The screen blanked. An instant later, every fluropanel in the ship turned simultaneously ultraviolet and infrared, and blackness plunged down. Those who lay harnessed alone, throughout the hull, heard invisible lightnings walk the corridors. Those in command bridge, pilot bridge, engine room, who manned the ship, felt a heaviness greater than planets - they could not move, nor stop a movement once begun - and then felt a lightness such that their bodies began to shake asunder - and this was a change in inertia itself, in every constant of nature as space-time-energy-matter underwent its ultimate convulsion - for a moment infinitesimal and infinite, men, women, child, ship, and death were one. It passed, so swiftly that they could not tell if it had been. Light came back, and outside vision. The storm grew fiercer. But now through it, seen distorted so that they appeared to be blue-white firedrops that broke into sparks as they flew, fountaining off in two huge curving sheets, now came the nascent galaxies. The monobloc had exploded. Creation had begun. (p. 182)

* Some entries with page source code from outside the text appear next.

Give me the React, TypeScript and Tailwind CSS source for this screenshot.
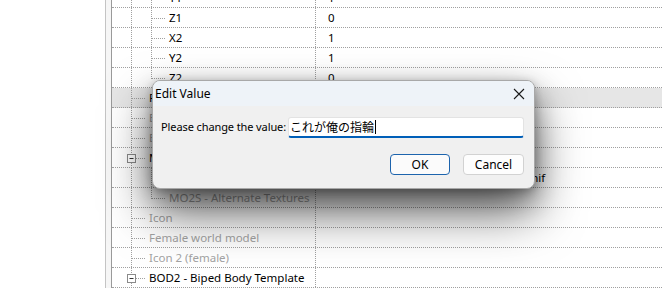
type Row = {
  label: string;
  value?: string;
  level: 1 | 2;
  muted?: boolean;
  box?: boolean;
  last?: boolean;
  selected?: boolean;
};

const rows: Row[] = [
  { label: "Y1", value: "1", level: 2 },
  { label: "Z1", value: "0", level: 2 },
  { label: "X2", value: "1", level: 2 },
  { label: "Y2", value: "1", level: 2 },
  { label: "Z2", value: "0", level: 2, last: true },
  { label: "PTRN - Preview Transform", level: 1, selected: true },
  { label: "EITM - Object Effect", level: 1, muted: true },
  { label: "EAMT - Enchantment Amount", level: 1, muted: true },
  { label: "Male world model", level: 1, box: true },
  { label: "MOD2 - Model FileName", value: "Armor\\Jewelry\\Ring\\CustomRingGO1.nif", level: 2 },
  { label: "MO2S - Alternate Textures", level: 2, muted: true, last: true },
  { label: "Icon", level: 1, muted: true },
  { label: "Female world model", level: 1, muted: true },
  { label: "Icon 2 (female)", level: 1, muted: true },
  { label: "BOD2 - Biped Body Template", level: 1, box: true },
];

const dot = { stroke: "#a0a0a0", strokeWidth: 1, strokeDasharray: "1 1" };

const Guides = ({ row }: { row: Row }) => {
  const w = row.level === 1 ? 27 : 47;
  return (
    <svg width={w} height={20} className="shrink-0">
      {row.box ? (
        <>
          <line x1={10.5} y1={0} x2={10.5} y2={6} {...dot} />
          <line x1={10.5} y1={15} x2={10.5} y2={20} {...dot} />
          <rect x={6.5} y={6.5} width={8} height={8} fill="#fff" stroke="#8a8a8a" />
          <line x1={8.5} y1={10.5} x2={12.5} y2={10.5} stroke="#333" />
          <line x1={15} y1={10.5} x2={25} y2={10.5} {...dot} />
        </>
      ) : (
        <line x1={10.5} y1={0} x2={10.5} y2={20} {...dot} />
      )}
      {row.level === 1 && !row.box && <line x1={11} y1={10.5} x2={25} y2={10.5} {...dot} />}
      {row.level === 2 && (
        <>
          <line x1={30.5} y1={0} x2={30.5} y2={row.last ? 11 : 20} {...dot} />
          <line x1={31} y1={10.5} x2={45} y2={10.5} {...dot} />
        </>
      )}
    </svg>
  );
};

const TreeRow = ({ row }: { row: Row }) => (
  <div
    className={`flex h-[20px] shrink-0 border-b border-dotted border-[#a0a0a0] ${
      row.selected ? "bg-[#e6e6e6]" : ""
    }`}
  >
    <div className="flex w-[204px] shrink-0 items-center border-r border-dotted border-[#a0a0a0] pl-[9px]">
      <Guides row={row} />
      <span className={`whitespace-nowrap pl-[1px] ${row.muted ? "text-[#a3a3a3]" : "text-black"}`}>
        {row.label}
      </span>
    </div>
    <div className="flex items-center whitespace-nowrap pl-[12px] text-black">{row.value}</div>
  </div>
);

const EditDialog = () => (
  <div className="absolute left-[152px] top-[80px] h-[109px] w-[383px] overflow-hidden rounded-[8px] border border-[#a8a8a8] bg-[#f0f0f0] shadow-[0_24px_48px_rgba(0,0,0,0.6),0_10px_24px_rgba(0,0,0,0.3),0_2px_8px_rgba(0,0,0,0.2)]">
    <div className="flex h-[25px] items-center justify-between bg-[#eef3f8] pl-[2px] pr-[9px]">
      <span className="text-[12px] text-black">Edit Value</span>
      <svg width="12" height="12" viewBox="0 0 12 12">
        <path d="M1 1L11 11M11 1L1 11" stroke="#1a1a1a" strokeWidth="1.1" />
      </svg>
    </div>
    <div className="flex flex-col pl-[8px] pr-[10px] pt-[11px]">
      <div className="flex items-center">
        <span className="whitespace-nowrap text-[11px] tracking-[-0.1px] text-black">
          Please change the value:
        </span>
        <div className="ml-auto flex h-[21px] w-[236px] shrink-0 items-center rounded-[3px] border border-b-2 border-[#e3e3e3] border-b-[#005fb8] bg-white pl-[1px] text-[12px] text-black">
          <span className="whitespace-nowrap font-['Noto_Sans_CJK_JP',sans-serif]">これが俺の指輪</span>
          <span className="ml-[1px] h-[14px] w-[1px] bg-black" />
        </div>
      </div>
      <div className="mt-[16px] flex justify-end gap-[13px]">
        <button className="h-[21px] w-[60px] rounded-[4px] border border-[#1d64ad] bg-[#fbfbfb] text-[12px] leading-none text-black">
          OK
        </button>
        <button className="h-[21px] w-[61px] rounded-[4px] border border-[#d2d2d2] bg-[#fdfdfd] text-[12px] leading-none text-black">
          Cancel
        </button>
      </div>
    </div>
  </div>
);

export default function App() {
  return (
    <div className="relative flex h-[288px] w-[662px] overflow-hidden bg-white font-['Noto_Sans','Noto_Sans_CJK_JP',sans-serif] text-[11.5px]">
      <div className="w-[105px] shrink-0 bg-white" />
      <div className="w-[7px] shrink-0 border-l border-r border-l-[#c4c4c4] border-r-[#9a9a9a] bg-[#f6f6f6]" />
      <div className="-mt-[12px] flex flex-1 flex-col">
        {rows.map((r) => (
          <TreeRow key={r.label} row={r} />
        ))}
        <div className="flex flex-1">
          <div className="w-[204px] border-r border-dotted border-[#a0a0a0]" />
        </div>
      </div>
      <EditDialog />
    </div>
  );
}
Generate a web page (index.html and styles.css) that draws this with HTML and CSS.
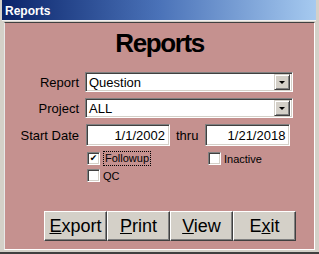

The reader is left with the impression that Anderson didn't have a great deal of regard for the social, economic and political arrangements of the late 1960s. 'No matter how carefully you design a system,' one of his characters remarks, 'it will go bad and die' (p. 13). I don't think anyone could reasonably have predicted the solution he envisages having developed on the Earth that the crew of the Leonora Christine leave behind them. It takes an imagination of Anderson's stature to imagine (even in half-jest, as I suspect this is) a world where Sweden was in control. Only some of Scandinavian descent could: 'who can we trust with a monopoly of the plant killer weapons and unlimited powers of inspection and arrest? Why, a country big and modern enough to make peace keeping a major industry; but not big enough to conquer anyone else or force its will on anyone without a majority of nations; and reasonably well thought of by everyone. In short, Sweden' (p. 13). Why, of course! When the crew does finally emerge into the newly-born universe and identifies a suitably planet in the final pages of the book, the overarching idea is that they will 'need to take from the past what's good, and forget what's bad.' (p. 188). Despite the power that he has wielded during the voyage, Charles Reymont -- the emotionally robotic and 'inhuman' chief of security who acts variously as 'a fire, a whip, a weapon, an engine' (p. 162) to the rest of the crew -- suggests that the society that they may go on to develop is unlikely to be autocratic one: 'once a crisis is past, once people can manage for themselves... what better can a king do for them than take off his crown?’ (p. 190)

This is the first work by Poul Anderson, who died in 2001, that I have read, and his only appearance in the SF Masterworks series to date. I would be interested to spend more time with his oeuvre for a number of reasons, not least of which would be to discover a little more about his view of the cosmos and the actions of the human animal through the mouths of his characters.This site declares him to have been agnostic, but I get more of a sense of humanistic atheism emanating from his work. I enjoyed the idea planted in the work that the characters in Tau Zero are participating in an analogue of 'the Wild Hunt of the damned' (p. 136), as well as Anderson's invitation for the reader to hear the echoes of Melville resounding through his work: 'did you ever read Moby Dick?... That's us. We've pursued the White Whale. To the end of time. And now... that question. What is man, that he should outlive his God?"' (p. 171).